To demonstrate the efficiency of fast_dynamodb_json, we conducted a comparative analysis against the widely-used pure Python dynamodb_json library. This benchmark aims to highlight the performance advantages of our optimized implementation.

In [12]:
from dynamodb_json import json_util

with DateTimeTimer(f"Deserialize {df.shape[0]} DynamoDB JSON records"):
    items = list()
    for record in df.to_dicts():
        item = json_util.loads(record["Item"])
        items.append(item)

Deserialize 142928 DynamoDB JSON records: from 2024-08-08 01:14:03.451483 to 2024-08-08 01:14:22.992041 elapsed 19.540558 second.


In [13]:
rprint(items[0])

## Conclusion

This notebook demonstrates the power and efficiency of the fast_dynamodb_json library for processing DynamoDB JSON data. We compared its performance against the traditional dynamodb_json library, showcasing significant improvements in speed and resource utilization.

Key takeaways:

1. ``fast_dynamodb_json`` processed 142,928 DynamoDB JSON records in approximately **0.066** seconds.
2. The same task using ``dynamodb_json`` took about **19.54** seconds.
3. This represents a speed improvement of nearly 300 times.

The ``fast_dynamodb_json`` library achieves this impressive performance through vectorized parsing, columnar data storage, zero-copy techniques, and minimal intermediate object creation.
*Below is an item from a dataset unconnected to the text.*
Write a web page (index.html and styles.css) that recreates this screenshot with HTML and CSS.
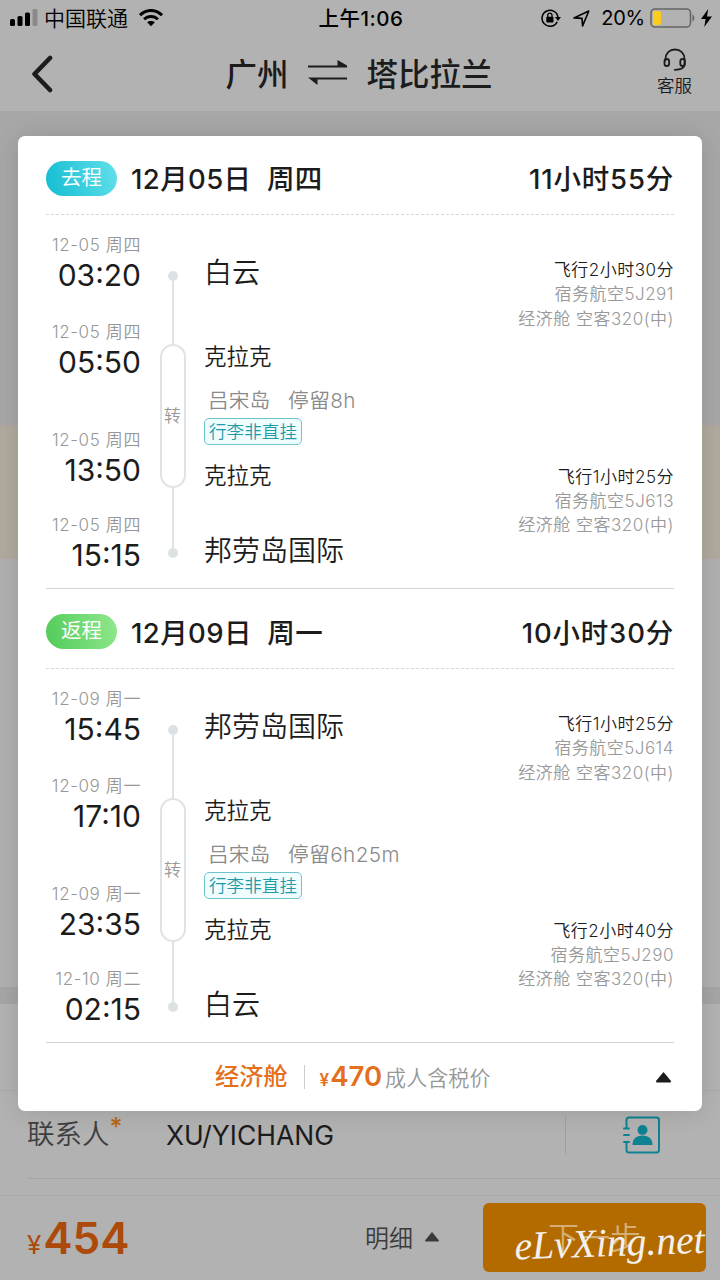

These optimizations make it an excellent choice for large-scale DynamoDB data processing tasks, especially when working with exports or analytics pipelines.

By leveraging ``fast_dynamodb_json`` in conjunction with tools like Polars, data engineers and analysts can significantly reduce processing time and resource consumption, enabling more efficient and cost-effective data workflows.